Retype only what runs from the beginning of the data through the line with "min-h-screen overflow-x-hidden bg-[#3c3c3c]"; please omit the pictures and keep every line exact.

**** Data lines ****

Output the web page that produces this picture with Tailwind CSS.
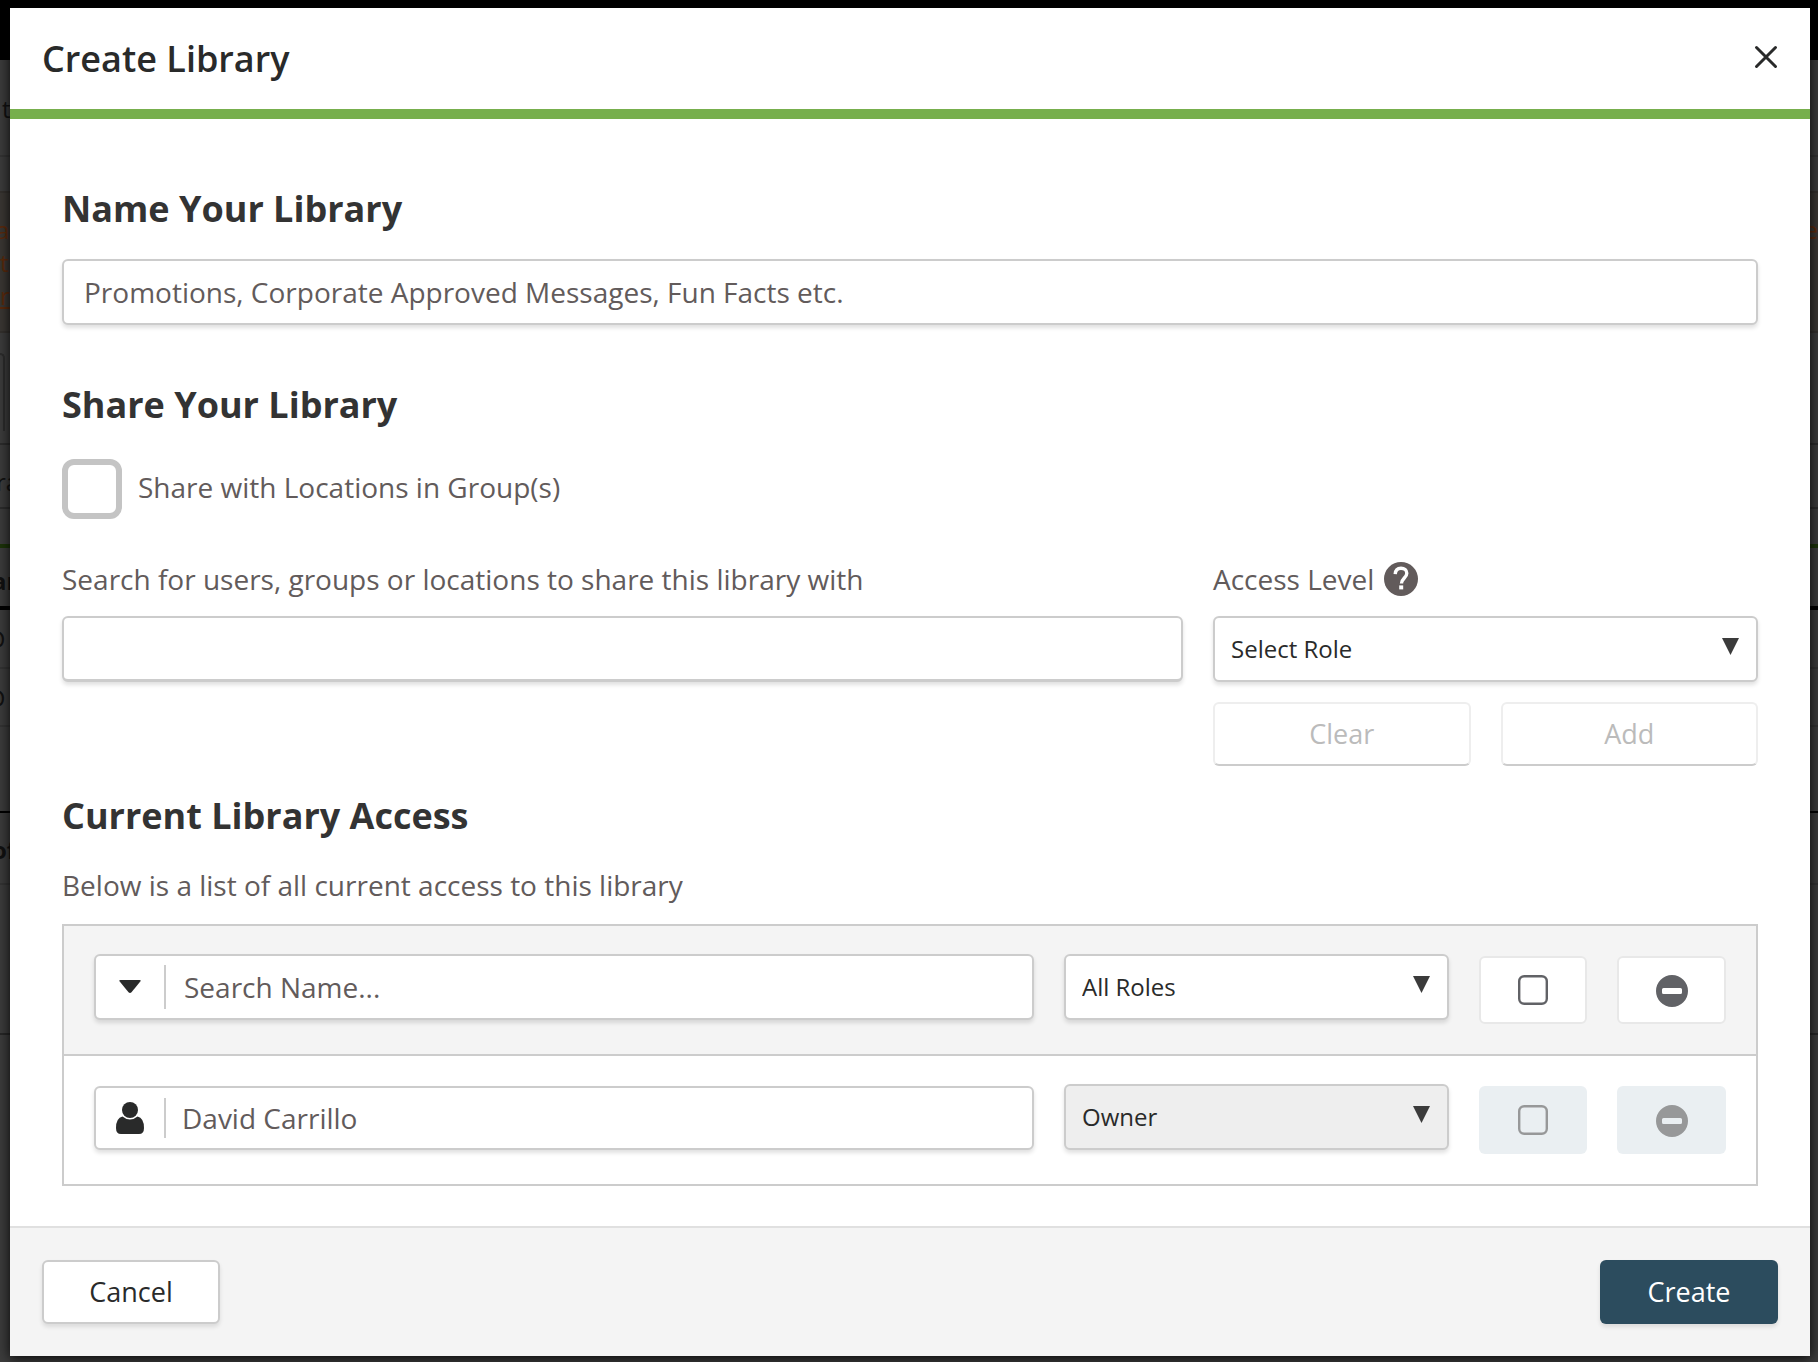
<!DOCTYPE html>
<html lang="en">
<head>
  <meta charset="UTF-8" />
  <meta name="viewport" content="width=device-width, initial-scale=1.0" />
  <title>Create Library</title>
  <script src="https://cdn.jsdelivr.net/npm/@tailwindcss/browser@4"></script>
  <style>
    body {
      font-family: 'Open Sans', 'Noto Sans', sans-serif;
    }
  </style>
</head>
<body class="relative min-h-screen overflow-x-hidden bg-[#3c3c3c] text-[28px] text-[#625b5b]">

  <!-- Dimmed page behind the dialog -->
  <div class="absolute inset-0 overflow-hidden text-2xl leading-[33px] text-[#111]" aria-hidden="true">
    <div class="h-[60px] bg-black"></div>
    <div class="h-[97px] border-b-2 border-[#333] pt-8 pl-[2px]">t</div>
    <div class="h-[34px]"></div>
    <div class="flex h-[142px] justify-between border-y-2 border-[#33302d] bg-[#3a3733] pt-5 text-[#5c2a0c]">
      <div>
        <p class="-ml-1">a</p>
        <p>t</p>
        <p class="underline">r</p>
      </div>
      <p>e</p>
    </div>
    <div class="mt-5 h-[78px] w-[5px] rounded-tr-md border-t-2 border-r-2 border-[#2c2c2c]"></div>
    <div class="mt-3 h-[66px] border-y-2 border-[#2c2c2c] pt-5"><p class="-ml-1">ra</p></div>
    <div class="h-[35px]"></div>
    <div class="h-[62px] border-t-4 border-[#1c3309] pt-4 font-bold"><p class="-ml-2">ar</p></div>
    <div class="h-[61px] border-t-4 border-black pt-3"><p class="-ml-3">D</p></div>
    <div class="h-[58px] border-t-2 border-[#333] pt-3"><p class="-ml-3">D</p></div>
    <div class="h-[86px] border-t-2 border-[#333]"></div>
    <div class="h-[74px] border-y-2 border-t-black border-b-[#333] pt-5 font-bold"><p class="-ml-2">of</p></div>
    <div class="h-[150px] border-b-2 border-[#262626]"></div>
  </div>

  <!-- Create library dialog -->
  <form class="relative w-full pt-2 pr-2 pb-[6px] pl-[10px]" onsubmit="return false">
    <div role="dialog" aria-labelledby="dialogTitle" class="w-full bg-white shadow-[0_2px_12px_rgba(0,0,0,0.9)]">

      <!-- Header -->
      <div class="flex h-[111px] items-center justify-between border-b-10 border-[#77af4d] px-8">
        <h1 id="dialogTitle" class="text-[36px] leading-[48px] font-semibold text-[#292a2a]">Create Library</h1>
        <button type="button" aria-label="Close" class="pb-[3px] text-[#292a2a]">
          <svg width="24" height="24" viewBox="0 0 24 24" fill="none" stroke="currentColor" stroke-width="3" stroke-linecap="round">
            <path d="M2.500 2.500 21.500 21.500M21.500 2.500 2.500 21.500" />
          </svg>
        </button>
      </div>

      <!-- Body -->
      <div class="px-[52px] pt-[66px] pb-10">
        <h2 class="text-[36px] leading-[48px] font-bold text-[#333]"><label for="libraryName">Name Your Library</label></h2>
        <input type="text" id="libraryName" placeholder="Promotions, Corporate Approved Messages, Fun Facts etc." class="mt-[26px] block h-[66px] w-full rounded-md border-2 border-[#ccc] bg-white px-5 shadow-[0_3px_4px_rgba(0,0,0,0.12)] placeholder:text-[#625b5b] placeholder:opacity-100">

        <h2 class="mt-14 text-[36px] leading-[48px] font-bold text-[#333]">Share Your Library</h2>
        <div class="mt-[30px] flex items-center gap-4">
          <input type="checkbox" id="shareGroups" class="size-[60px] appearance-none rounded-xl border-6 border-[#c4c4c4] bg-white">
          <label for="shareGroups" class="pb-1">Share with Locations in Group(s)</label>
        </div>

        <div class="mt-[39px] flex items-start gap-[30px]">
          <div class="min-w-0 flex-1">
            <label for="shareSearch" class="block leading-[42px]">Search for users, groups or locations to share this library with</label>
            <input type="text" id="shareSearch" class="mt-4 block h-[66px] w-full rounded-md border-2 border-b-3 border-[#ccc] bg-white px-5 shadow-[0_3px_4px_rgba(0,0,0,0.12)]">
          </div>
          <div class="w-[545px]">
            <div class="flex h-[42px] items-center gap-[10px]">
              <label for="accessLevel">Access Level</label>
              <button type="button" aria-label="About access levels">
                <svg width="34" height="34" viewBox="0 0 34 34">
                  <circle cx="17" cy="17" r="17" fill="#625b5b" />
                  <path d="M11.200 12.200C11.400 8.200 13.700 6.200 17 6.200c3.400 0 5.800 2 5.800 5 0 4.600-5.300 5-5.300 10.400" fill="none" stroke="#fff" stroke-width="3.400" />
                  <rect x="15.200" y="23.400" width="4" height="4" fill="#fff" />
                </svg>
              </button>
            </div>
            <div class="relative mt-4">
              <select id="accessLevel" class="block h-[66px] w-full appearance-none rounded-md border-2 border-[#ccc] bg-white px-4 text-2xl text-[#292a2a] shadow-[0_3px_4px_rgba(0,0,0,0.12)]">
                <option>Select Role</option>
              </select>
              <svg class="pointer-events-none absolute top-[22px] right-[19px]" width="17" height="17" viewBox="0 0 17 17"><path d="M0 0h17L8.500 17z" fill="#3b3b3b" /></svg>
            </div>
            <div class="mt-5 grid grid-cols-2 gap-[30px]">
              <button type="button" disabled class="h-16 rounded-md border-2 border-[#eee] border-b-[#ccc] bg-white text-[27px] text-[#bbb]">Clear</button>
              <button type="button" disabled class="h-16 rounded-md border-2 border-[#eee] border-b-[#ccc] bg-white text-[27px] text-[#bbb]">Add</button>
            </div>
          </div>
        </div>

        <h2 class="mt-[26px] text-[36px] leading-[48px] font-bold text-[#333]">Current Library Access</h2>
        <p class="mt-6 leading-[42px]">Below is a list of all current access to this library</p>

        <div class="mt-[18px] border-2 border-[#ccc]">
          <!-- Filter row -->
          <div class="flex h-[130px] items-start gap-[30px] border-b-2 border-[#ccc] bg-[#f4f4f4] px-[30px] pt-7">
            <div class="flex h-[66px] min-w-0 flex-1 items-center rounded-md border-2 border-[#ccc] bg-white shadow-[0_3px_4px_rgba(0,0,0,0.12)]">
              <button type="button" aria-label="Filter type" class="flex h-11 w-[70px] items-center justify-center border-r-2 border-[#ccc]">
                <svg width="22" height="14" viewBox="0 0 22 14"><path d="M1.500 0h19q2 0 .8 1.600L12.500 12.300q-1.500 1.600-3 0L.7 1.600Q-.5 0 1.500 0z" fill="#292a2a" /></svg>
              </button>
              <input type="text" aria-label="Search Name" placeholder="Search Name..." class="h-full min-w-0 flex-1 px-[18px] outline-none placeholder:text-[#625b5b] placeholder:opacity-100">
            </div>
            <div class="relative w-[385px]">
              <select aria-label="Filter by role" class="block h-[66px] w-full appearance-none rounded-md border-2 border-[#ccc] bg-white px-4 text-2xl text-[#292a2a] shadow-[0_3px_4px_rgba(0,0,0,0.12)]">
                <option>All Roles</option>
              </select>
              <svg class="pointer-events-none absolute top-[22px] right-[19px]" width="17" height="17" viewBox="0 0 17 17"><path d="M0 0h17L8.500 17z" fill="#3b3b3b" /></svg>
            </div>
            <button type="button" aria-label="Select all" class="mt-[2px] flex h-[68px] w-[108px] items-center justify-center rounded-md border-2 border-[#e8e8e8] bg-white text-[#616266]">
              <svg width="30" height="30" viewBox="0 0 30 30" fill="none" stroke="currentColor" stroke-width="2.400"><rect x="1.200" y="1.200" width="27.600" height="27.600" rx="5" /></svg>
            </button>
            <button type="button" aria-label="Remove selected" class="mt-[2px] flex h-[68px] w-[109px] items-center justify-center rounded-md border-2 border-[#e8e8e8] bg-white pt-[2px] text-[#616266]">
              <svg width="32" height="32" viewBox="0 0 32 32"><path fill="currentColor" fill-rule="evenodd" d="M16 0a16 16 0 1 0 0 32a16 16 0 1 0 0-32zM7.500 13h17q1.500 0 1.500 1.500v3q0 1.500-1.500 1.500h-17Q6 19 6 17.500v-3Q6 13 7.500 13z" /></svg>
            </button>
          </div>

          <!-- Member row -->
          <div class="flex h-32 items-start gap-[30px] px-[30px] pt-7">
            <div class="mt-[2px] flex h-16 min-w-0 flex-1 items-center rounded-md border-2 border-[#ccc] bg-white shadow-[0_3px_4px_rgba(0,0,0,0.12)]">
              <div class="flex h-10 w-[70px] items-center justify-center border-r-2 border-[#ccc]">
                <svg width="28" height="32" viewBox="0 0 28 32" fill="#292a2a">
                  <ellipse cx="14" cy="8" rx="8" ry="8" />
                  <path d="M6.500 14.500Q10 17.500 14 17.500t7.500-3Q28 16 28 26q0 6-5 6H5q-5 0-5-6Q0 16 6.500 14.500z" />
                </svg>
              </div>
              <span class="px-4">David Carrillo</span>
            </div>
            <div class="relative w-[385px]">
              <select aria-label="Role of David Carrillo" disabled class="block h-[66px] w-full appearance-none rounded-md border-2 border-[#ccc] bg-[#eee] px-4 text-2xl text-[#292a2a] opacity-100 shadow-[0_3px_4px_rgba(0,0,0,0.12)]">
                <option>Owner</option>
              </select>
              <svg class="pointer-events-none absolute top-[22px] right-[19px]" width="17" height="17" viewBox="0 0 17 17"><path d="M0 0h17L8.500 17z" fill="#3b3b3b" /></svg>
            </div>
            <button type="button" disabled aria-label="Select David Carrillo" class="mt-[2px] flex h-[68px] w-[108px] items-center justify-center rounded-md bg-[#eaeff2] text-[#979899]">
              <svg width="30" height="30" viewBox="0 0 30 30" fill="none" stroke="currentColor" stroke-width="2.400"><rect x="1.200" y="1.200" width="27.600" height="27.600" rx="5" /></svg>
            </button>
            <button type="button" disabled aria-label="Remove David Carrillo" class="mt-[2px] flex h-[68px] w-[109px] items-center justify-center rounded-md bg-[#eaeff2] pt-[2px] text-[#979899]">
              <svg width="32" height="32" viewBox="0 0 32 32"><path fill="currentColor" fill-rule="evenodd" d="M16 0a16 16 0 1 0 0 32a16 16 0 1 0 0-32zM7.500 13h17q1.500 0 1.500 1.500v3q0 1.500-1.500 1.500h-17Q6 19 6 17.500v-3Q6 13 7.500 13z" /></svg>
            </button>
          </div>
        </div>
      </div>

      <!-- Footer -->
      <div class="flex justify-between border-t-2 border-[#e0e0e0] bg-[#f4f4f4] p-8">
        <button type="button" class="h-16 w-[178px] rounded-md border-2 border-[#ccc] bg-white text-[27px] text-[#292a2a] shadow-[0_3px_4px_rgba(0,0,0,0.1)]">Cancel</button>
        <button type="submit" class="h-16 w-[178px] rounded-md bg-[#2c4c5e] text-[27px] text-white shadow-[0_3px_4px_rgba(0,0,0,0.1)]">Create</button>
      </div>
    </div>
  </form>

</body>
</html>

****

*Exercise output*
Output the web page that produces this picture with Tailwind CSS.
<!DOCTYPE html>
<html lang="en">
<head>
  <meta charset="UTF-8" />
  <meta name="viewport" content="width=device-width, initial-scale=1.0" />
  <title>Create Library</title>
  <script src="https://cdn.jsdelivr.net/npm/@tailwindcss/browser@4"></script>
  <style>
    body {
      font-family: 'Open Sans', 'Noto Sans', sans-serif;
    }
  </style>
</head>
<body class="relative min-h-screen overflow-x-hidden bg-[#3c3c3c] text-[28px] text-[#625b5b]">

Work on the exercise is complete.